I’ve examined the story of three loss makers to understand how you can make huge losses but still be worth billions. In fact all three added together amount to $248 billion worth of value. That’s right the stock market value of all three adds up to $248 billion.

They are Amazon at $198 billion, Salesforce at $48 billion and newly floated HubSpot at $1.7 billion.

A review of 12 key metrics tells a fascinating story. First a picture:

Now some observations, Amazon first:

  • Last year Amazon sold $89 billion of stuff.
  • It lost on a strictly GAAP (Generally Accepted Accounting Principles) $241 million.
  • However like every other business, we have those pesky non-cash items that accountants love. First up – depreciation. We don’t actually write a check to depreciation but Amazon set aside $4.7 billion of depreciation (of course the idea behind depreciation is very real, because things really do wear out, become obsolete and you have to replace them one day).
  • Next up on the non-cash front is stock compensation, an adjustment for all those stock/share incentive schemes you’ve used to keep or attract talent. That was $1.5 billion.
  • I’ve then lumped a range of items into my accruals line which basically reflects the fact that costs and income don’t always follow a strictly cash journey, they follow an accruals basis.
  • Then we come to a line I’ve called CAPEX. Basically the net impact of buying and selling capital stuff like buildings, equipment and servers. That was $5 billion right there.

At this point in the story we can strike an interesting sub total. How much cash did this $ 89 billion juggernaut actually generate in 2014? Answer line 7 – $1.5 billion (if your kind with roundings). So a loss maker can generate some cash.

But the story gets more interesting (well for me anyway) as you realize that another $4 billion of cash generation came from raising more money. So as long as you raise more money you can a loss maker into a $5.9 billion cash generator (line 9).

Finally this $241 million loss maker, generating $1.5 billion is worth $98 billion.

Now Salesforce observations:

  • This $5.4 billion business lost $263 million last year (12 months to Jan 2015).
  • But just like Amazon those pesky non-cash items added up to nearly $1.3 billion. So its loss really generated $1 billion in cash.
  • It then spent $ 700m on capital stuff and $300m keeping the bankers and loan holders happy so it only generated just over $100m.

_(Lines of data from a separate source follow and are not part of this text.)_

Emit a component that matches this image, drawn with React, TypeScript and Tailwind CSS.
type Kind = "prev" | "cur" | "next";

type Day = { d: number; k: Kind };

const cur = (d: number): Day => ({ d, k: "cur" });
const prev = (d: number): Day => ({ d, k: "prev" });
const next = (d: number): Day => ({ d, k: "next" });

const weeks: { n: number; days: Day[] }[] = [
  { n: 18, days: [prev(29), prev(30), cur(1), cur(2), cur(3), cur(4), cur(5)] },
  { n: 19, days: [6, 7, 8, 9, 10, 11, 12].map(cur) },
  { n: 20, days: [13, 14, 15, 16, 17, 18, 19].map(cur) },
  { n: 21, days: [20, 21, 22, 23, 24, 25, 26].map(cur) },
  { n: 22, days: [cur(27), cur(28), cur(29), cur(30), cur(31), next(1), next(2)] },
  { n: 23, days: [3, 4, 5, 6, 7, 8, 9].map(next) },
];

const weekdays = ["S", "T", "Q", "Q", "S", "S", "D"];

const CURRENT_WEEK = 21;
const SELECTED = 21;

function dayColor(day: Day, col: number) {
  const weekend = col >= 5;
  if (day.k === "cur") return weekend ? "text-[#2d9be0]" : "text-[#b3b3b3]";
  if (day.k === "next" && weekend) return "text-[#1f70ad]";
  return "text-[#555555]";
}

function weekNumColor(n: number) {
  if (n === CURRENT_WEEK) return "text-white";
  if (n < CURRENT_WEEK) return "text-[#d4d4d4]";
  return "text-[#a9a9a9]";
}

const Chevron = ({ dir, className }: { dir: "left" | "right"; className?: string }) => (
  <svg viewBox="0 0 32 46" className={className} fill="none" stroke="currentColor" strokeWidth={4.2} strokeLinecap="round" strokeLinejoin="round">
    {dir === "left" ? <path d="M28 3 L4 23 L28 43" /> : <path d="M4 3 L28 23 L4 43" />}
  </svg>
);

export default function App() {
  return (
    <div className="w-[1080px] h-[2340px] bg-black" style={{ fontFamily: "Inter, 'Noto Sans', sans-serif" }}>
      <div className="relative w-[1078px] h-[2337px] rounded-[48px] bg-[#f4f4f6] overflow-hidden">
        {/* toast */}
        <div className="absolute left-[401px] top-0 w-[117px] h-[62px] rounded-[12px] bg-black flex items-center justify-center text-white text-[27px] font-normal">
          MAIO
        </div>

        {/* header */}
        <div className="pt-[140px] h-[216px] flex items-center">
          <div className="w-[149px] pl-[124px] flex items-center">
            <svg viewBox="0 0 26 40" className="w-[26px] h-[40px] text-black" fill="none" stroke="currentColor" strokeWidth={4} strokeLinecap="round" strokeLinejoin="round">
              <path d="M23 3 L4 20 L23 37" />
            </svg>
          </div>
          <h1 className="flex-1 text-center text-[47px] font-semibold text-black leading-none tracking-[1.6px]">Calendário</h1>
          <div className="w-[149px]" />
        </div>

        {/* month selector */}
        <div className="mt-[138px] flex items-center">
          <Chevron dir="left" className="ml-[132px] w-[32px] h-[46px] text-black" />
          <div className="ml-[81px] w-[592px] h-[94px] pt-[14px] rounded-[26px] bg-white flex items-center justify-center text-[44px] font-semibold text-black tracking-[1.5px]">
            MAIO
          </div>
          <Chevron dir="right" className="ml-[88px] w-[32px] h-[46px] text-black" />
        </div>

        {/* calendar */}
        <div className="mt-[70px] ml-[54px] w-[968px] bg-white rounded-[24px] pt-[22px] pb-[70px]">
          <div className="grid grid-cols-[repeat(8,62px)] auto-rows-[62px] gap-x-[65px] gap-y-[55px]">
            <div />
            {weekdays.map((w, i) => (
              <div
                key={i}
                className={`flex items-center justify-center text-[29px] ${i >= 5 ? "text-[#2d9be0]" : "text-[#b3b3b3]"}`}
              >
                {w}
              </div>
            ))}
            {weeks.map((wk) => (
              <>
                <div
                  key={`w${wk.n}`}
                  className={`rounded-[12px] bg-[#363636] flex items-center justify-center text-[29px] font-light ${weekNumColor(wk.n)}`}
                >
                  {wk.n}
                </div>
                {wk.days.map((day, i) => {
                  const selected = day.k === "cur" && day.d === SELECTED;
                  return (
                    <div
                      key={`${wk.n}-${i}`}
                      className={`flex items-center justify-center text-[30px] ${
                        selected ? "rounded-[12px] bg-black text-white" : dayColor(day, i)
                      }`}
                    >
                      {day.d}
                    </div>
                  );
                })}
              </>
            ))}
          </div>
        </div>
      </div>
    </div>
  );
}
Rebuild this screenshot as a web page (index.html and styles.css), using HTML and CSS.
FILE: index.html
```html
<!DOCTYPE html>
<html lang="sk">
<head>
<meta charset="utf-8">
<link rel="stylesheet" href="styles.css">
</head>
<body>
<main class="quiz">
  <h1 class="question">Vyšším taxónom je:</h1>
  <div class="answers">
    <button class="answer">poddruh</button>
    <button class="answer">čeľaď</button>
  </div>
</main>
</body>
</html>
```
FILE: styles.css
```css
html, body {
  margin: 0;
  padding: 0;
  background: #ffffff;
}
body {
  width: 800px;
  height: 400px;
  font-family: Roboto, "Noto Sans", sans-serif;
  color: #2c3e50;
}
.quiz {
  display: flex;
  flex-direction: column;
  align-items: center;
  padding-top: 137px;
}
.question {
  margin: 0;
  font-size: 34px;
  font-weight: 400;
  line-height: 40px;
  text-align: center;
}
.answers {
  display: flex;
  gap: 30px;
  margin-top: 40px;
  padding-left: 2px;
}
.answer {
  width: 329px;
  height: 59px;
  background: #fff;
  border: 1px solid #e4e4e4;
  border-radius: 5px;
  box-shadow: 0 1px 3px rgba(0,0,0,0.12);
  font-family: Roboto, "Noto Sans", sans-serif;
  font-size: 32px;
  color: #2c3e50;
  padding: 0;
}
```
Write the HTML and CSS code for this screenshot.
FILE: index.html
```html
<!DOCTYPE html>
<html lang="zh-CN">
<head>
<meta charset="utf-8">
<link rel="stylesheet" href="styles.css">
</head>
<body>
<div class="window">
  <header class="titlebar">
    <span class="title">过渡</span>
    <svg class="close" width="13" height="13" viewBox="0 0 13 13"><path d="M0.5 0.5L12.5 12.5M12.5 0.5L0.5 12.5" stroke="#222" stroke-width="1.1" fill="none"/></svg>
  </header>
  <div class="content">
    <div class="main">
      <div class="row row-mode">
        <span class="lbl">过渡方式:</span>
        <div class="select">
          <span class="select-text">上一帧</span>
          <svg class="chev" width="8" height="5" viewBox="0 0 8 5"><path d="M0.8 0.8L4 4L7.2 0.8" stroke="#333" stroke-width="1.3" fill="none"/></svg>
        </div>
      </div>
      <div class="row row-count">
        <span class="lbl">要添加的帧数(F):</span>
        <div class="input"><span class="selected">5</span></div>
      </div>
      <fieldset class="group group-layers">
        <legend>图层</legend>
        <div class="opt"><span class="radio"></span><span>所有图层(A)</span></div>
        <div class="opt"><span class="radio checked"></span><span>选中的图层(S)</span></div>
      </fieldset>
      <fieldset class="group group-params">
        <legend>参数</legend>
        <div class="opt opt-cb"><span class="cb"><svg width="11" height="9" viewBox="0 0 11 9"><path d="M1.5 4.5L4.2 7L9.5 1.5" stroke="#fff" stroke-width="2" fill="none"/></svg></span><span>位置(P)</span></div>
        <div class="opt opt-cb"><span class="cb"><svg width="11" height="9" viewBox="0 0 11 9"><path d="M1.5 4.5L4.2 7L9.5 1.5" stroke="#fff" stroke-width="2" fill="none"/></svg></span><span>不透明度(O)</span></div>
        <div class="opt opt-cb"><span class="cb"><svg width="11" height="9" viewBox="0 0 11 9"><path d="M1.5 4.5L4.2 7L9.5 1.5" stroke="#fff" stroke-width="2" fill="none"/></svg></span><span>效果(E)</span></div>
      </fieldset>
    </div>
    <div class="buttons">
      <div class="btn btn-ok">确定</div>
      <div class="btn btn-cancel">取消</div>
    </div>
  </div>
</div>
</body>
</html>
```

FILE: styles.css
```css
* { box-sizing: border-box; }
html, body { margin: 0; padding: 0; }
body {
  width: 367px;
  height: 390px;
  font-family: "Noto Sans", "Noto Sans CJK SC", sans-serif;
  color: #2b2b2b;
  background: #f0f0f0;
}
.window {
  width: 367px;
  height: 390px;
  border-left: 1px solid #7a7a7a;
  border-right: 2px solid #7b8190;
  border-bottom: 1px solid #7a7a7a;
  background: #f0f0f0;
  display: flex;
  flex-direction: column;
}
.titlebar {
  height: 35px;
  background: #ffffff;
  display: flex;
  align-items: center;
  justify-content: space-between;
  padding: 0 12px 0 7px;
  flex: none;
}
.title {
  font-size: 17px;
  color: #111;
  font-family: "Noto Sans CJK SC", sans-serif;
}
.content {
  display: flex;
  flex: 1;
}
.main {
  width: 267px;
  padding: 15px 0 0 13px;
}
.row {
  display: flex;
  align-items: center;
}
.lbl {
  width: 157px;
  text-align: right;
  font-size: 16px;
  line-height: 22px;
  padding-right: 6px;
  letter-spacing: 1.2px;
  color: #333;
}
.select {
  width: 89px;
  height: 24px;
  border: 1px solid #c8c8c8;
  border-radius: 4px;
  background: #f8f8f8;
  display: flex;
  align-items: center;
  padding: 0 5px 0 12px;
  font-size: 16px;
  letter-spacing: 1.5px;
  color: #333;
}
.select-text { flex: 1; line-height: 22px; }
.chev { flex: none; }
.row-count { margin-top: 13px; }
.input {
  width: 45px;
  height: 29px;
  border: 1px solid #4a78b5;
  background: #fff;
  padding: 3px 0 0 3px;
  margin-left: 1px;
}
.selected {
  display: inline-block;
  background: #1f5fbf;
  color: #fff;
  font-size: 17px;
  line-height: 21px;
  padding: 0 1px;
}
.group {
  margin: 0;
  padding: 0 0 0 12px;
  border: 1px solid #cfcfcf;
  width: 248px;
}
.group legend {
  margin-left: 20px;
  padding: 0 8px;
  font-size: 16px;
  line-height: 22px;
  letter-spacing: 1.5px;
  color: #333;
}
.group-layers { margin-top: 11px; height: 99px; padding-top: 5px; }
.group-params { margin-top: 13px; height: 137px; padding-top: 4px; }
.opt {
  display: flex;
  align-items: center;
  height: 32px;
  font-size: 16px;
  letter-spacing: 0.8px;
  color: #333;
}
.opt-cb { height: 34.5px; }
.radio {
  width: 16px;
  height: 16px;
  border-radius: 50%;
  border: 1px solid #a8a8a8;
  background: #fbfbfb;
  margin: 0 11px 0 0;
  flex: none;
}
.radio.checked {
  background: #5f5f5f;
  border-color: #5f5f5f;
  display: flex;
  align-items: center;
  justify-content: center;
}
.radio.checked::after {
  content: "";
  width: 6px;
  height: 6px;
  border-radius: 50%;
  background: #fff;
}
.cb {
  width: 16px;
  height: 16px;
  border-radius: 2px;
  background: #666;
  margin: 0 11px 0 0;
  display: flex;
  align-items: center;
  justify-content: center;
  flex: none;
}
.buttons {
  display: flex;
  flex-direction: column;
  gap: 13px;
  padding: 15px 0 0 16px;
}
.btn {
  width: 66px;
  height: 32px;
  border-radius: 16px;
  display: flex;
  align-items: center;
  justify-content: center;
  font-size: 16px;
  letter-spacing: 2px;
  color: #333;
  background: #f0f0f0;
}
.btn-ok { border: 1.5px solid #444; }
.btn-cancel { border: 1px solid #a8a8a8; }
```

This company is worth $ 48 billion but hey who needs to make money?

And finally HubSpot the new kid on the block:

  • Its just getting started but it’s learning the loss making trick really fast.
  • It sold $116m of SaaS last year.
  • It lost $ 49 million!
  • Of course those non-cash items helped, adding back $22 million but that wasn’t enough to stop the hemorrhage.
  • That’s where the IPO brilliantly executed came in, adding most of the $134 million into the coffers.
  • So a happy ending with $124 million in the bank by Dec 31.

Market value? Today HubSpot is worth $1.68 billion.

Conclusion
Of course the stock market value of a public company is simply the value of each share multiplied by the number of shares issued. But what if the value of that individual share bears no relation to the fundamentals of the business. Where does that leave us?